## To do
Below are the records; give again exactly the lines from the one containing "Rebuild this screenshot" through the one containing "import React from", leaving out pictures.

____________

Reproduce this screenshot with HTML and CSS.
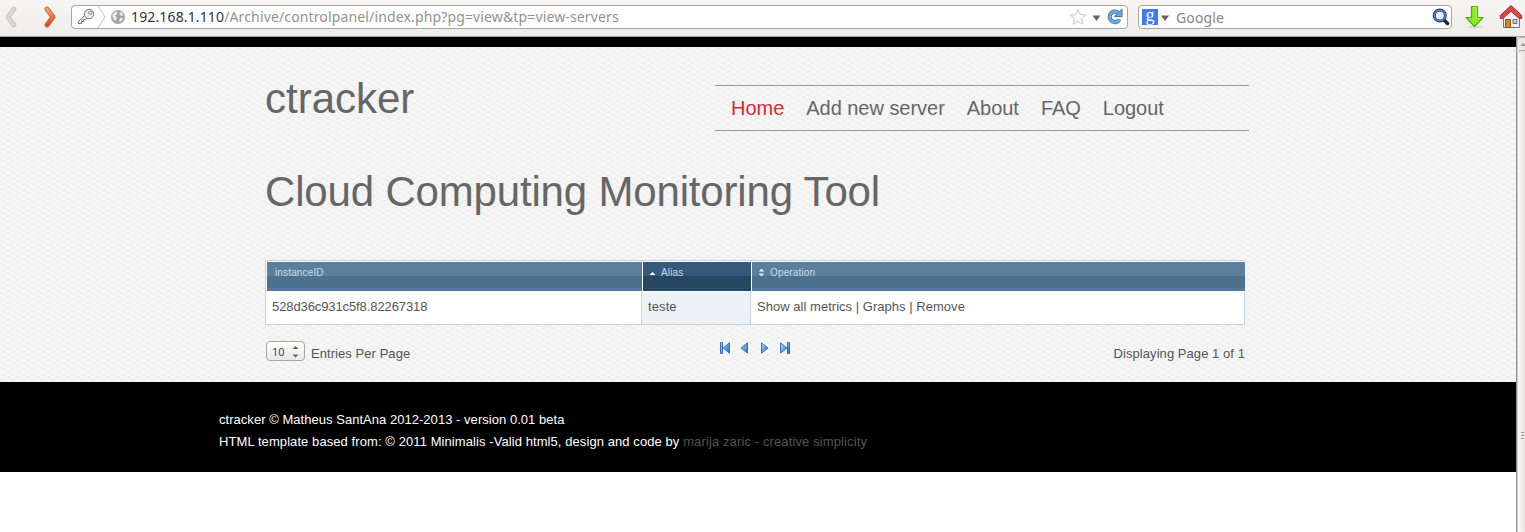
FILE: index.html
```html
<!DOCTYPE html>
<html lang="en">
<head>
<meta charset="utf-8">
<title>ctracker</title>
<link rel="stylesheet" href="styles.css">
</head>
<body>
<svg class="defs" width="0" height="0">
  <defs>
    <linearGradient id="orange" x1="0" y1="0" x2="0" y2="1"><stop offset="0" stop-color="#f5a468"/><stop offset="1" stop-color="#df4a1c"/></linearGradient>
    <linearGradient id="blue" x1="0" y1="0" x2="1" y2="1"><stop offset="0" stop-color="#b9d8f6"/><stop offset="1" stop-color="#1f66d0"/></linearGradient>
  </defs>
</svg>
<header class="toolbar">
  <svg class="back" width="14" height="22" viewBox="0 0 14 22"><path d="M11 3 5 11l6 8" fill="none" stroke="#c3c1bd" stroke-width="4.600" stroke-linecap="round" stroke-linejoin="round"/><path d="M11 3 5 11l6 8" fill="none" stroke="#d9d7d3" stroke-width="3.200" stroke-linecap="round" stroke-linejoin="round"/></svg>
  <svg class="forward" width="14" height="22" viewBox="0 0 14 22"><path d="M3 3 9 11l-6 8" fill="none" stroke="#c1592b" stroke-width="4.800" stroke-linecap="round" stroke-linejoin="round"/><path d="M3 3 9 11l-6 8" fill="none" stroke="url(#orange)" stroke-width="3.200" stroke-linecap="round" stroke-linejoin="round"/></svg>
  <div class="field address">
    <svg class="site" width="54" height="22" viewBox="0 0 54 22">
      <path d="M26 0l7 11-7 11" fill="none" stroke="#c4c4c4"/>
      <path d="M12.500 9.500 6.500 15.500v2h3v-2h2v-2h2l1.700-1.700" fill="#eee" stroke="#777"/>
      <circle cx="17" cy="8" r="4.700" fill="#eee" stroke="#777"/><circle cx="18.300" cy="6.700" r="1.600" fill="#fff" stroke="#777"/>
      <circle cx="46" cy="11" r="7" fill="#a3a3a3"/>
      <path d="M40.500 8l3-2.500 2 .5-.5 2.500-2 1 2 2-1 3-2-.5-1.500-3zM48 5.500l3 2-.5 2.500-3-1zM48 12l3 0-1.500 3-2.500 1z" fill="#e9e9e9"/>
    </svg>
    <span class="url"><b>192.168.1.110</b><span>/Archive/controlpanel/index.php?pg=view&amp;tp=view-servers</span></span>
    <svg class="actions" width="56" height="22" viewBox="0 0 56 22">
      <path d="M8 3.500l2.200 5.100 5.500.5-4.200 3.600 1.300 5.500L8 15.300l-4.800 2.900 1.300-5.500L.3 9.100l5.500-.5z" fill="#fff" stroke="#c5c5c5"/>
      <path d="M22.500 9.500h8l-4 5.500z" fill="#666"/>
      <path d="M49.500 13.500a5.300 5.300 0 1 1-1.500-7" fill="none" stroke="#3f78ae" stroke-width="4.200"/>
      <path d="M44.500 10.500h7.500v-7.500z" fill="#6aa5d6" stroke="#3f78ae"/>
      <path d="M49.500 13.500a5.300 5.300 0 1 1-1.500-7" fill="none" stroke="#6fa9da" stroke-width="2.600"/>
    </svg>
  </div>
  <div class="field search">
    <span class="engine">g</span>
    <svg class="drop" width="8" height="6" viewBox="0 0 8 6"><path d="M0 .5h8L4 6z" fill="#666"/></svg>
    <span class="placeholder">Google</span>
    <svg class="lens" width="18" height="18" viewBox="0 0 18 18"><path d="M12 12l3.500 3.500" stroke="#222" stroke-width="3.500" stroke-linecap="round"/><circle cx="7.800" cy="7.500" r="5.500" fill="#e8eefa" stroke="#26367f" stroke-width="3"/><circle cx="7.800" cy="7.500" r="5.400" fill="none" stroke="#5a80d2" stroke-width="1.300"/></svg>
  </div>
  <svg class="download" width="20" height="24" viewBox="0 0 20 24"><ellipse cx="10" cy="22" rx="8" ry="1.500" fill="#dcdad6"/><path d="M6.500 1.500h6v11h5.500l-8.500 9-8.500-9h5.500z" fill="#8aea1c" stroke="#52ab15" stroke-width="1.200" stroke-linejoin="round"/><path d="M7.600 2.700h3.800v11h4" fill="none" stroke="#b5f56c"/></svg>
  <svg class="home" width="24" height="25" viewBox="0 0 24 25"><path d="M4.500 11.500 12 5l8.500 6.500v12h-16z" fill="#f0f0ee" stroke="#777"/><path d="M12 1.500 1.300 11.500v3h2.500L12 7.300l8.200 7.200h2.500v-3z" fill="#d4484a" stroke="#a82e30"/><path d="M6.500 15.500h5v8h-5z" fill="#cf861d" stroke="#8e590b"/><path d="M14 15.500h4v4h-4z" fill="#b7cbe0" stroke="#687683"/></svg>
</header>
<div class="viewport">
  <div class="page">
    <div class="main">
      <div class="container">
        <div class="masthead">
          <h1>ctracker</h1>
          <nav><a class="active">Home</a><a>Add new server</a><a>About</a><a>FAQ</a><a>Logout</a></nav>
        </div>
        <h2>Cloud Computing Monitoring Tool</h2>
        <div class="table">
          <div class="row head">
            <div class="id">instanceID</div>
            <div class="alias"><svg width="7" height="9" viewBox="0 0 7 9"><path d="M.5 6h6L3.500 3z" fill="#fff"/></svg>Alias</div>
            <div class="op"><svg width="7" height="9" viewBox="0 0 7 9"><path d="M.5 3.500h6L3.500.5zM.5 5.500h6L3.500 8.500z" fill="#dfe8ef"/></svg>Operation</div>
          </div>
          <div class="row body">
            <div class="id">528d36c931c5f8.82267318</div>
            <div class="alias">teste</div>
            <div class="op">Show all metrics | Graphs | Remove</div>
          </div>
        </div>
        <div class="controls">
          <div class="perpage"><span class="select">10<svg width="7" height="14" viewBox="0 0 7 14"><path d="M.5 5h6L3.500 2zM.5 10.500h6L3.500 13.500z" fill="#666"/></svg></span><span>Entries Per Page</span></div>
          <div class="pager">
            <svg width="10" height="12" viewBox="0 0 10 12"><path d="M.5.5h2v11h-2zM9.500.8v10.400L3.200 6z" fill="url(#blue)" stroke="#2a66b9" stroke-width=".9"/></svg>
            <svg width="10" height="12" viewBox="0 0 10 12"><path d="M7.500.8v10.400L1 6z" fill="url(#blue)" stroke="#2a66b9" stroke-width=".9"/></svg>
            <svg width="10" height="12" viewBox="0 0 10 12"><path d="M1.500.8v10.400L8 6z" fill="url(#blue)" stroke="#2a66b9" stroke-width=".9"/></svg>
            <svg width="11" height="12" viewBox="0 0 11 12"><path d="M7.500.5h2v11h-2zM.5.8v10.400L7 6z" fill="url(#blue)" stroke="#2a66b9" stroke-width=".9"/></svg>
          </div>
          <div class="count">Displaying Page 1 of 1</div>
        </div>
      </div>
    </div>
    <footer>
      <p>ctracker © Matheus SantAna 2012-2013 - version 0.01 beta</p>
      <p class="credit">HTML template based from: © 2011 Minimalis -Valid html5, design and code by <a>marija zaric - creative simplicity</a></p>
    </footer>
  </div>
  <div class="scrollbar">
    <svg width="8" height="13" viewBox="0 0 8 13"><path d="M0 13V5Q0 .5 5 .5h3" fill="none" stroke="#b5b2ad"/><path d="M3 9h6L6 6z" fill="#999"/></svg>
    <div class="thumb"><i></i><i></i><i></i></div>
  </div>
</div>
</body>
</html>
```
FILE: styles.css
```css
* { box-sizing: border-box; }
body { margin: 0; height: 532px; overflow: hidden; background: #fff; font: 13px "Liberation Sans", Arial, sans-serif; color: #555; }
svg { display: block; flex: none; }
.defs { position: absolute; }

.toolbar { display: flex; align-items: flex-start; width: 1525px; height: 37px; overflow: hidden; background: linear-gradient(#f6f5f4, #efedeb); border-bottom: 1px solid #a9a39b; font-family: "Noto Sans", sans-serif; }
.back { margin: 6px 0 0 3px; }
.forward { margin: 6px 0 0 27px; }
.field { display: flex; align-items: center; height: 24px; margin-top: 5px; border: 1px solid #a9a5a0; border-radius: 4px; background: #fff; }
.address { width: 1057px; margin-left: 13px; }
.url { flex: 1; margin-left: 5px; font-size: 14px; line-height: 20px; letter-spacing: .14px; color: #929292; white-space: nowrap; }
.url b { font-weight: 400; color: #333; }
.actions { margin-right: 1px; }
.search { width: 314px; margin-left: 10px; padding: 0 1px 0 3px; }
.engine { width: 16px; height: 16px; background: #4079f5; color: #fff; font: 18px/12px "Liberation Serif", serif; text-align: center; }
.drop { margin: 2px 0 0 3px; }
.placeholder { flex: 1; margin-left: 7px; font-size: 14px; letter-spacing: .15px; color: #858585; }
.download { margin: 5px 0 0 13px; }
.home { margin: 4px 0 0 14px; }

.viewport { display: flex; height: 495px; }
.page { width: 1516px; }
.main { height: 345px; border-top: 10px solid #000; background-color: #f3f3f3; background-image: repeating-linear-gradient(30deg, rgba(255,255,255,.6) 0 1px, transparent 1px 5px), repeating-linear-gradient(150deg, rgba(220,220,220,.28) 0 1px, transparent 1px 5px); }
.container { width: 984px; margin-left: 265px; padding-top: 28px; }
.masthead { display: flex; justify-content: space-between; height: 92px; }
h1, h2 { margin: 0; font-size: 42px; line-height: 48px; font-weight: 400; color: #666; }
nav { display: flex; gap: 22px; width: 534px; height: 46px; margin-top: 10px; padding-left: 16px; border: solid #999; border-width: 1px 0; font-size: 20px; line-height: 44px; letter-spacing: -.03px; color: #666; white-space: nowrap; }
.active { color: #d32a32; }
h2 { margin-top: 1px; letter-spacing: -.17px; }

.table { width: 980px; height: 65px; margin-top: 44px; padding: 1px 0 0 1px; background: #fff; border: 1px solid #c3d3e1; border-width: 1px 0 1px 1px; }
.row { display: flex; }
.head { height: 29px; gap: 1px; color: #c9dae7; font-size: 10px; line-height: 22px; letter-spacing: .15px; }
.head div { display: flex; gap: 5px; padding-left: 6px; background: linear-gradient(#5c7f9b 0 14px, #4b718e 14px 26px, #54799a 26px); }
.head svg { margin-top: 7px; }
.head .id { width: 375px; padding-left: 8px; }
.head .alias { width: 108px; background: linear-gradient(#35597a 0 14px, #264763 14px); }
.head .op { flex: 1; }
.head .op svg { margin-top: 6px; }
.body { height: 32px; margin-top: 1px; line-height: 30px; border-right: 1px solid #c3d3e1; }
.body .id { width: 374px; padding-left: 5px; letter-spacing: -.1px; }
.body .alias { width: 110px; padding-left: 6px; background: #ecf1f6; border: solid #c3d3e1; border-width: 0 1px; letter-spacing: .1px; }
.body .op { padding-left: 6px; letter-spacing: .03px; }

.controls { display: flex; justify-content: space-between; width: 980px; height: 22px; margin-top: 15px; line-height: 28px; letter-spacing: .06px; }
.perpage { display: flex; width: 455px; gap: 6px; }
.select { display: flex; justify-content: space-between; align-items: center; width: 39px; height: 20px; margin: 1px 0 0 1px; padding: 0 5px; border: 1px solid #aaa7a3; border-radius: 4px; background: linear-gradient(#fff, #e9e8e6); font: 11px "Noto Sans", sans-serif; color: #444; }
.pager { display: flex; gap: 10px; margin-top: 2px; }
.count { width: 455px; text-align: right; }

footer { height: 90px; padding: 27px 0 0 219px; background: #000; color: #fff; line-height: 22px; letter-spacing: .035px; }
footer p { margin: 0; }
footer .credit { letter-spacing: .08px; }
footer a { color: #555; letter-spacing: .12px; }

.scrollbar { width: 9px; border-left: 1px solid #999590; background: #eceae8; }
.thumb { display: flex; flex-direction: column; align-items: flex-end; gap: 2px; height: 490px; padding: 381px 1px 0 0; border-top: 1px solid #aaa6a1; border-left: 1px solid #c9c7c4; border-radius: 5px 0 0 0; background: linear-gradient(90deg, #fafafa, #e4e3e2); }
.thumb i { width: 3px; height: 1px; background: #999; }
```
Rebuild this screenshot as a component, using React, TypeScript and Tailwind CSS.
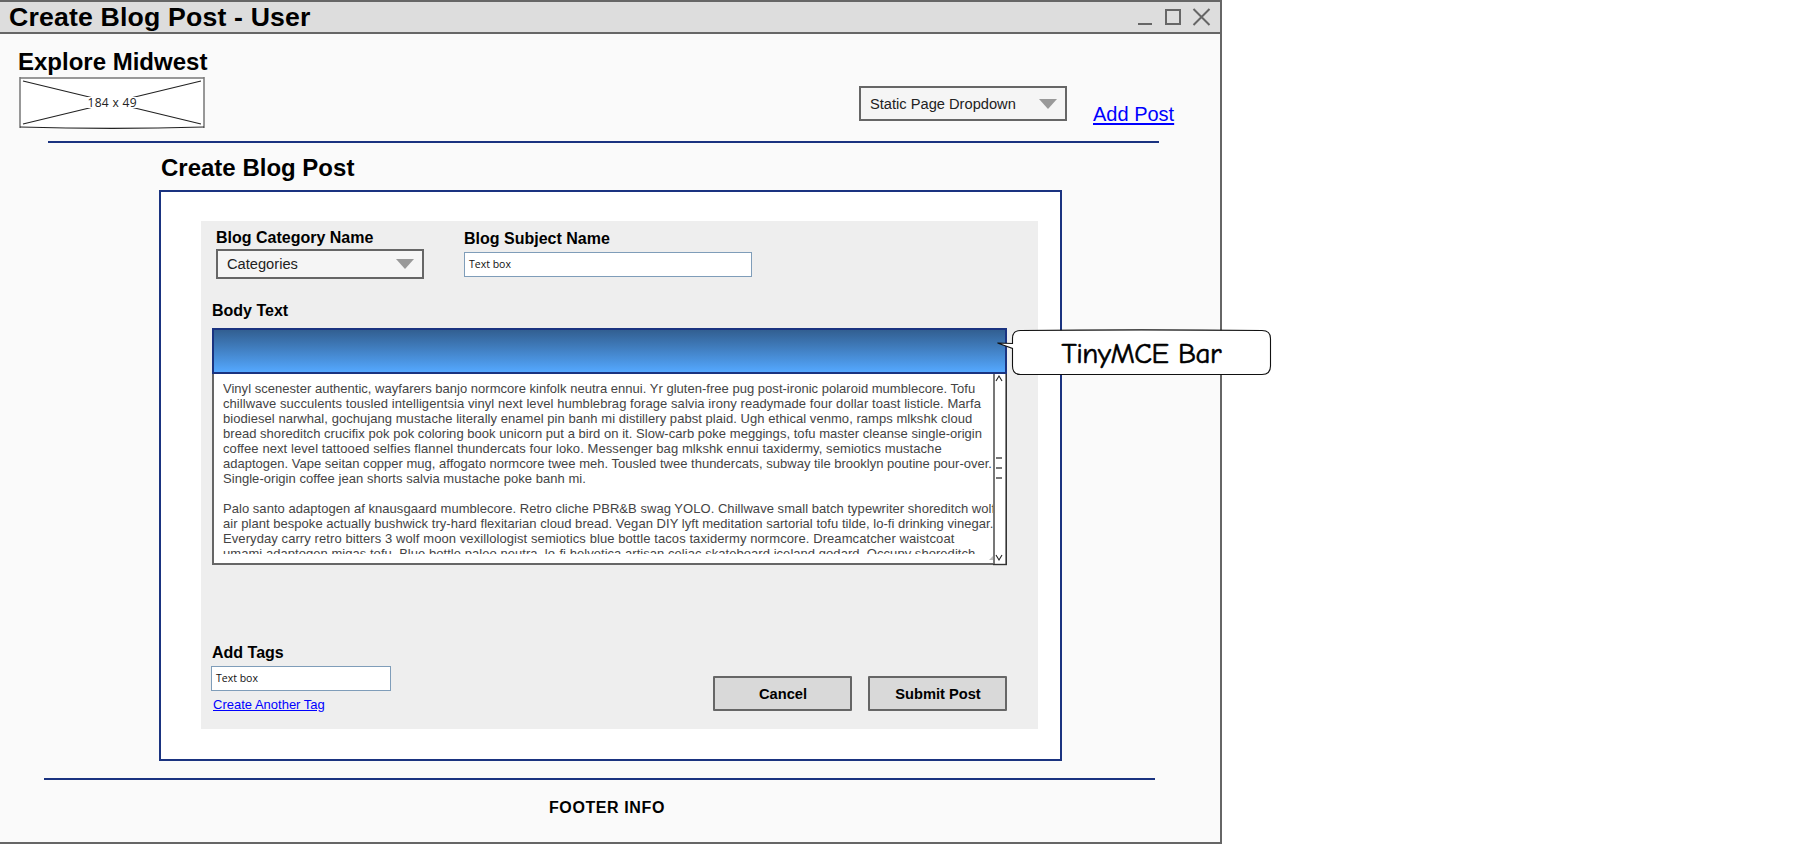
import React from "react";

const lines: { text: string; tracking: string }[] = [
  { tracking: "tracking-[0.022px]", text: "Vinyl scenester authentic, wayfarers banjo normcore kinfolk neutra ennui. Yr gluten-free pug post-ironic polaroid mumblecore. Tofu" },
  { tracking: "tracking-[0.064px]", text: "chillwave succulents tousled intelligentsia vinyl next level humblebrag forage salvia irony readymade four dollar toast listicle. Marfa" },
  { tracking: "tracking-[0.05px]", text: "biodiesel narwhal, gochujang mustache literally enamel pin banh mi distillery pabst plaid. Ugh ethical venmo, ramps mlkshk cloud" },
  { tracking: "tracking-[0.035px]", text: "bread shoreditch crucifix pok pok coloring book unicorn put a bird on it. Slow-carb poke meggings, tofu master cleanse single-origin" },
  { tracking: "tracking-[0.085px]", text: "coffee next level tattooed selfies flannel thundercats four loko. Messenger bag mlkshk ennui taxidermy, semiotics mustache" },
  { tracking: "tracking-[0.006px]", text: "adaptogen. Vape seitan copper mug, affogato normcore twee meh. Tousled twee thundercats, subway tile brooklyn poutine pour-over." },
  { tracking: "tracking-[0.04px]", text: "Single-origin coffee jean shorts salvia mustache poke banh mi." },
  { tracking: "tracking-normal", text: "" },
  { tracking: "tracking-[0.04px]", text: "Palo santo adaptogen af knausgaard mumblecore. Retro cliche PBR&B swag YOLO. Chillwave small batch typewriter shoreditch wolf" },
  { tracking: "tracking-[0.038px]", text: "air plant bespoke actually bushwick try-hard flexitarian cloud bread. Vegan DIY lyft meditation sartorial tofu tilde, lo-fi drinking vinegar." },
  { tracking: "tracking-[0.083px]", text: "Everyday carry retro bitters 3 wolf moon vexillologist semiotics blue bottle tacos taxidermy normcore. Dreamcatcher waistcoat" },
  { tracking: "tracking-[0.045px]", text: "umami adaptogen migas tofu. Blue bottle paleo neutra, lo-fi helvetica artisan celiac skateboard iceland godard. Occupy shoreditch" },
];

function Select({ label, className }: { label: string; className: string }) {
  return (
    <div className={`flex w-[208px] items-center justify-between border-2 border-[#666] bg-[#f5f5f5] pr-2 pl-[9px] text-[14.67px] leading-4 text-[#222] ${className}`}>
      <span>{label}</span>
      <svg width="18" height="10" viewBox="0 0 18 10">
        <path d="M0 0H18L9 10Z" fill="#999" />
      </svg>
    </div>
  );
}

function TextBox({ className }: { className: string }) {
  return (
    <div className={`flex h-[25px] items-center border border-[#7f9db9] bg-white pt-px pl-1 font-['Open_Sans',sans-serif] text-[10.5px] text-[#111] ${className}`}>
      Text box
    </div>
  );
}

function Button({ children }: { children: React.ReactNode }) {
  return (
    <button className="h-[35px] w-[139px] rounded-[1px] border-2 border-[#666] bg-[#d9d9d9] pl-px text-[14.67px] leading-4 font-bold">
      {children}
    </button>
  );
}

function Placeholder() {
  return (
    <svg width="187" height="54" viewBox="0 0 187 54" className="mt-px ml-[19px]">
      <path d="M1 1.5H185V50Q93 54 1 50Z" fill="#fff" />
      <path d="M1 0V51M185 0V51" stroke="#777" strokeWidth="1.5" fill="none" />
      <path d="M1 1H185" stroke="#777" strokeWidth="1.6" />
      <path d="M1 50Q93 52.6 185 50" stroke="#222" strokeWidth="1.2" fill="none" />
      <path d="M4 4L182 47M4 47L182 4" stroke="#222" strokeWidth="1.2" />
      <rect x="66" y="20" width="54" height="11" fill="#fff" />
      <text x="93" y="30" textAnchor="middle" fontFamily="'Comic Sans MS', 'Open Sans', sans-serif" fontSize="12" textLength="49" fill="#222">184 x 49</text>
    </svg>
  );
}

function Scrollbar() {
  return (
    <svg width="14" height="192" viewBox="0 0 14 192" className="block shrink-0">
      <path d="M0 0H14V191H0Z" fill="#fff" />
      <path d="M1 0V191" stroke="#777" strokeWidth="2" />
      <path d="M13.2 0V191" stroke="#333" strokeWidth="1.6" />
      <path d="M0 190.5H14" stroke="#333" strokeWidth="1.4" />
      <path d="M3 7L6 2L9 7M3 181L6 186L9 181" stroke="#222" strokeWidth="1.1" fill="none" />
      <path d="M3 84H9M3 94H9M3 104H9" stroke="#777" strokeWidth="2" />
    </svg>
  );
}

function Callout() {
  return (
    <svg width="276" height="48" viewBox="0 0 276 48" className="absolute top-[329px] left-[996px]">
      <path
        d="M16.5 9.5Q16.5 1.5 24.5 1.5Q146 0.3 266 1.5Q274.5 1.5 274.5 9.5V37Q274.5 45.5 266 45.5H24.5Q16.5 45.5 16.5 37V19.5L1.5 14L16.5 14.5Z"
        fill="#fff"
        stroke="#111"
        strokeWidth="1.1"
      />
      <text x="65.5" y="34" fontFamily="'Comic Sans MS', 'Comic Neue', Lato, sans-serif" fontSize="29" textLength="160" fill="#000" stroke="#000" strokeWidth="0.6">TinyMCE Bar</text>
    </svg>
  );
}

export default function App() {
  return (
    <div className="relative h-[859px] w-[1805px] overflow-hidden bg-white font-['Liberation_Sans',Arial,sans-serif] text-black">
      <div className="flex h-[844px] w-[1222px] flex-col border-y-2 border-r-2 border-[#666] bg-[#fafafa]">
        <header className="flex h-8 shrink-0 items-center justify-between border-b-2 border-[#666] bg-[#ddd] pr-[9px] pl-[9px]">
          <h1 className="text-[26.67px] leading-7 font-bold tracking-[0.17px]">Create Blog Post - User</h1>
          <svg width="74" height="18" viewBox="0 0 74 18" fill="none" stroke="#666" strokeWidth="2">
            <path d="M1 16H15" />
            <rect x="29" y="2" width="14" height="14" />
            <path d="M56.5 1L72.5 17M72.5 1L56.5 17" />
          </svg>
        </header>

        <div className="flex h-[107px] shrink-0 items-start">
          <div className="w-[859px] pt-3.5">
            <div className="pl-[18px] text-2xl leading-7 font-bold">Explore Midwest</div>
            <Placeholder />
          </div>
          <Select label="Static Page Dropdown" className="mt-[52px] h-[35px]" />
          <a className="mt-[68px] ml-[26px] text-xl leading-6 text-[#00f] underline decoration-2 underline-offset-2">Add Post</a>
        </div>
        <hr className="ml-12 h-0.5 w-[1111px] shrink-0 border-0 bg-[#1a3380]" />
        <h2 className="h-[47px] shrink-0 pt-[11px] pl-[161px] text-2xl leading-7 font-bold">Create Blog Post</h2>

        <main className="ml-[159px] flex h-[571px] w-[903px] shrink-0 border-2 border-[#1a3380] bg-white pt-[29px] pl-10">
          <form className="flex h-[508px] w-[837px] flex-col bg-[#eee]">
            <div className="flex h-[78px]">
              <div className="w-[263px] pt-[7px] pl-[15px]">
                <label className="mb-px block text-base leading-5 font-bold">Blog Category Name</label>
                <Select label="Categories" className="h-[30px]" />
              </div>
              <div className="pt-2">
                <label className="mb-[3px] block text-base leading-5 font-bold">Blog Subject Name</label>
                <TextBox className="w-72" />
              </div>
            </div>
            <label className="h-[29px] pt-0.5 pl-[11px] text-base leading-5 font-bold">Body Text</label>
            <div className="ml-[11px] flex h-[238px] w-[795px] flex-col">
              <div className="h-[46px] shrink-0 border-2 border-[#1a3380] bg-linear-to-b from-[#325f91] to-[#54a8ff]" />
              <div className="flex">
                <div className="relative h-[191px] w-[781px] border-b-2 border-l-2 border-[#666] bg-white pt-[7px] pl-[9px]">
                  <div className="h-[173px] overflow-hidden text-[13px] leading-[15px] whitespace-nowrap text-[#444]">
                    {lines.map((line, i) => (
                      <div key={i} className={`h-[15px] ${line.tracking}`}>{line.text}</div>
                    ))}
                  </div>
                  <svg width="4" height="4" viewBox="0 0 4 4" className="absolute right-0 bottom-[3px]">
                    <path d="M4 0V4H0Z" fill="#bbb" />
                  </svg>
                </div>
                <Scrollbar />
              </div>
            </div>
            <div className="flex items-start justify-between pt-[77px] pr-[31px] pl-2.5">
              <div>
                <label className="mb-[3px] block pl-px text-base leading-5 font-bold">Add Tags</label>
                <TextBox className="w-[180px]" />
                <a className="mt-1.5 block pl-0.5 text-[13px] leading-4 text-[#00f] underline underline-offset-1">Create Another Tag</a>
              </div>
              <div className="flex gap-4 pt-[33px]">
                <Button>Cancel</Button>
                <Button>Submit Post</Button>
              </div>
            </div>
          </form>
        </main>

        <hr className="mt-[17px] ml-11 h-0.5 w-[1111px] shrink-0 border-0 bg-[#1a3380]" />
        <footer className="pt-[18px] pl-[549px] text-base leading-5 font-bold tracking-[0.6px]">FOOTER INFO</footer>
      </div>
      <Callout />
    </div>
  );
}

____________

## Task response
Rebuild this screenshot as a component, using React, TypeScript and Tailwind CSS.
import React from "react";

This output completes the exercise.